THOMPSON: No, I was not being dismiss- You know better than that. We were having a little fun, a little humor. From time to time, things come up, and I poke fun at it, including at myself. And you guys pick it out, you know, and leave it lying out there. We proceeded to talk about the economy and talk about a stimulus package, which I've been talking about for two or three days, but if this is your highlight event, it's your highlight event. Would you like for me to talk about the stimulus package?

ROBERTS: No, no, no, no, no, the question I have for you, the question I was trying to ask you, Senator, is you don't seem to have a lot of faith in a stimulus package.
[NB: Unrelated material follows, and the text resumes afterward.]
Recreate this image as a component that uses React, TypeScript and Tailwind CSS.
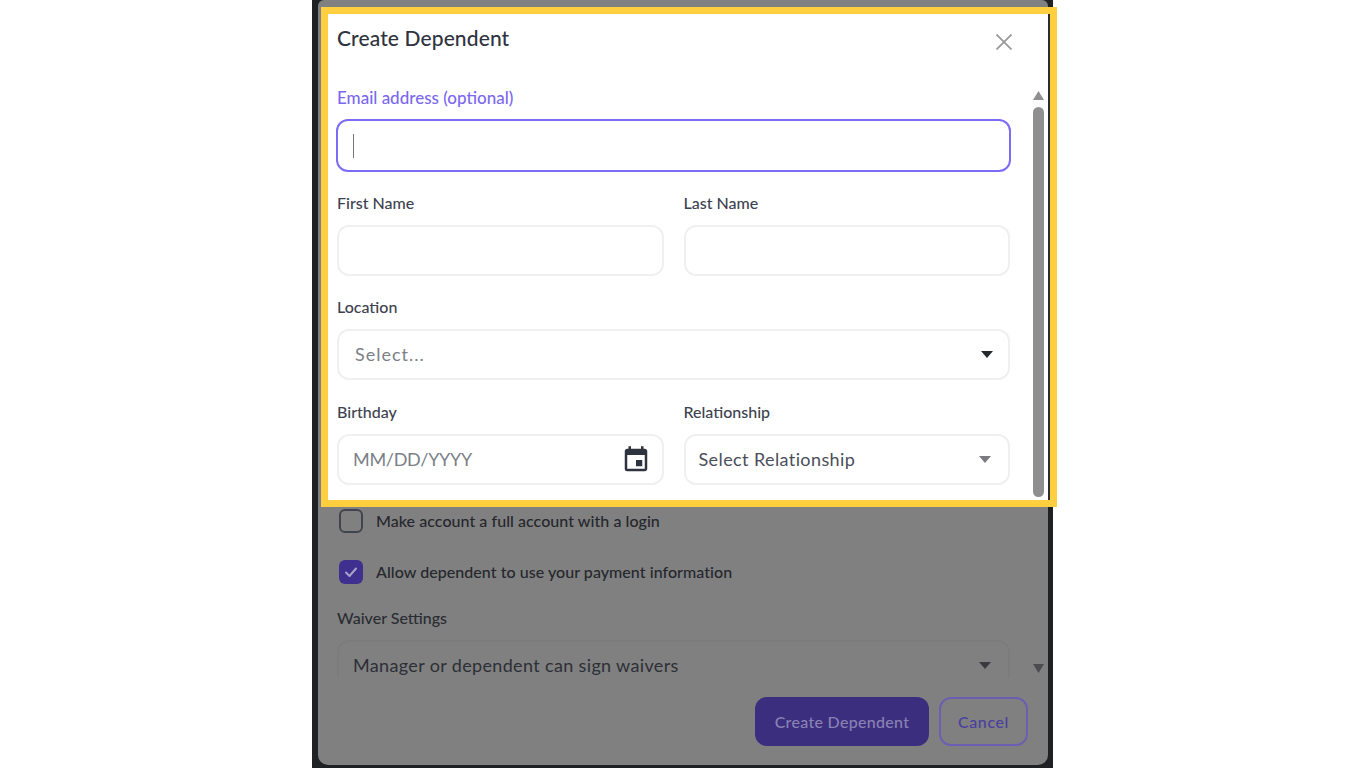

THOMPSON: Well, well, that's not totally accurate either. We've had extensive discussions over the last two or three days. I'm not sure what part of that, that you're talking about, but I can relate what I think about it and what it looks like to me. I've been talking about the fact that it's part of a bigger picture, that we need to make sure that we know what we're talking about before we rush in and increase the debt, that we should not load this package up like a Christmas tree, like we often do, that if we can target it to those who will put the money back into the economy, that is something we need to seriously consider. Now, I think that now the Bush administration, as I understand it, is considering a package of about $150 billion. There's not much detail to it yet. I would hope that it would be more in the form of tax rebates or fewer witholdings in terms of income taxes and put it more directly into the economy. I think that a child tax credit increase of about $500 for about a year would also do the trick. I think those are the things that you have to look at, but everybody on the Hill and everybody in Washington wants to rush willy nilly, you know, at some of these packages that will cost billions and billions of dollars. We need to make sure that we're targeting it in the right way.

Roberts turned the discussion to President Bush's stimulus plan, and then to some of Mike Huckabee's remarks criticizing the candidates who have spent time in Washington.